Review

Reboot by Amy Tintera - No Spoiler Review | I wouldn't be this stupid if I came back from the dead

June 29, 2015

Title: Reboot
Author: Amy Tintera
Series: Reboot #1
Genre: YA Dystopian
Publication Date: May 7th 2013
Format Read: Hardcover
Publisher: HarperTeen
Rating: ★★★☆☆
Five years ago, Wren Connolly was shot three times in the chest. After 178 minutes she came back as a Reboot: stronger, faster, able to heal, and less emotional. The longer Reboots are dead, the less human they are when they return. Wren 178 is the deadliest Reboot in the Republic of Texas. Now seventeen years old, she serves as a soldier for HARC (Human Advancement and Repopulation Corporation).
Wren’s favorite part of the job is training new Reboots, but her latest newbie is the worst she’s ever seen. As a 22, Callum Reyes is practically human. His reflexes are too slow, he’s always asking questions, and his ever-present smile is freaking her out. Yet there’s something about him she can’t ignore. When Callum refuses to follow an order, Wren is given one last chance to get him in line—or she’ll have to eliminate him. Wren has never disobeyed before and knows if she does, she’ll be eliminated, too. But she has also never felt as alive as she does around Callum.
The perfect soldier is done taking orders. 

The plot of this book is what got me intrigued. I mean, people who come back from the dead - aka the living dead! And the longer you stay dead the less human you are. Wow, talk about imagination! I also knew that even with a unique plot, this was going to be like most other YA Dystopian novels, and I was right (unfortunately). I didn't love this book or enjoy it too much, but I didn't hate it.

I didn't really connect with Wren too much. She wasn't bad or great. I felt like she was just there, not really prominent, even though we were reading from her point of view. I saw both human and inhuman characteristics in her. She was an impressive fighter and warrior but she wasn't good with much else... until Callum.

Callum was also just there as part of the story. I mean, of course there's a love interest. It wouldn't be YA if there wasn't. I liked some of the training sessions with Callum and Wren. They were funny and probably one of the only things I liked to read. Otherwise, I just hated Callum as I felt he played a huge part in making the actual plot less prominent.

"But she has never felt as alive as she does around Callum," Says the synopsis. *sighs heavily* Isn't that always the case with YA? Even if the genre is Sci-Fi or Dystopian, the romance aspect always stays.
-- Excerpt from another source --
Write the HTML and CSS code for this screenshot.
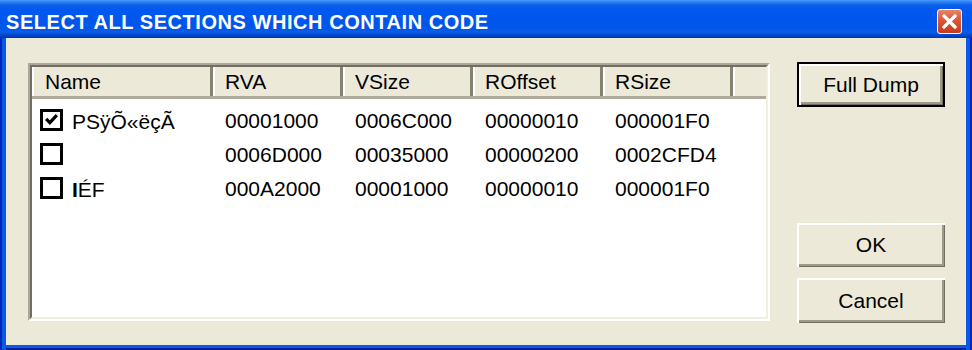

I feel like with certain genres, especially Dystopian, the books need to be focused more  on the genre and character development and less on the romantic-relationship development. It's really annoying when you go into a book, really pumped to read all about that amazing plot and then bam! The plot isn't the most important thing.

The few scenes which were actually focused just on the plot were really interesting and I enjoyed them. I really wanted more where that came from. The whole book, I couldn't just ignore the fact that it was mostly about Callum and Wren's relationship. Weirdly, it actually made me read the book faster. I just wanted it to end.

I would have probably given this book only two stars but I had to give Amy props for the awesome plot! I might just read Rebel (the sequel and conclusion to the duology) to find out if the situation improves. I recommend this book to YA Dystopian lovers and if you enjoyed Under the Never Sky.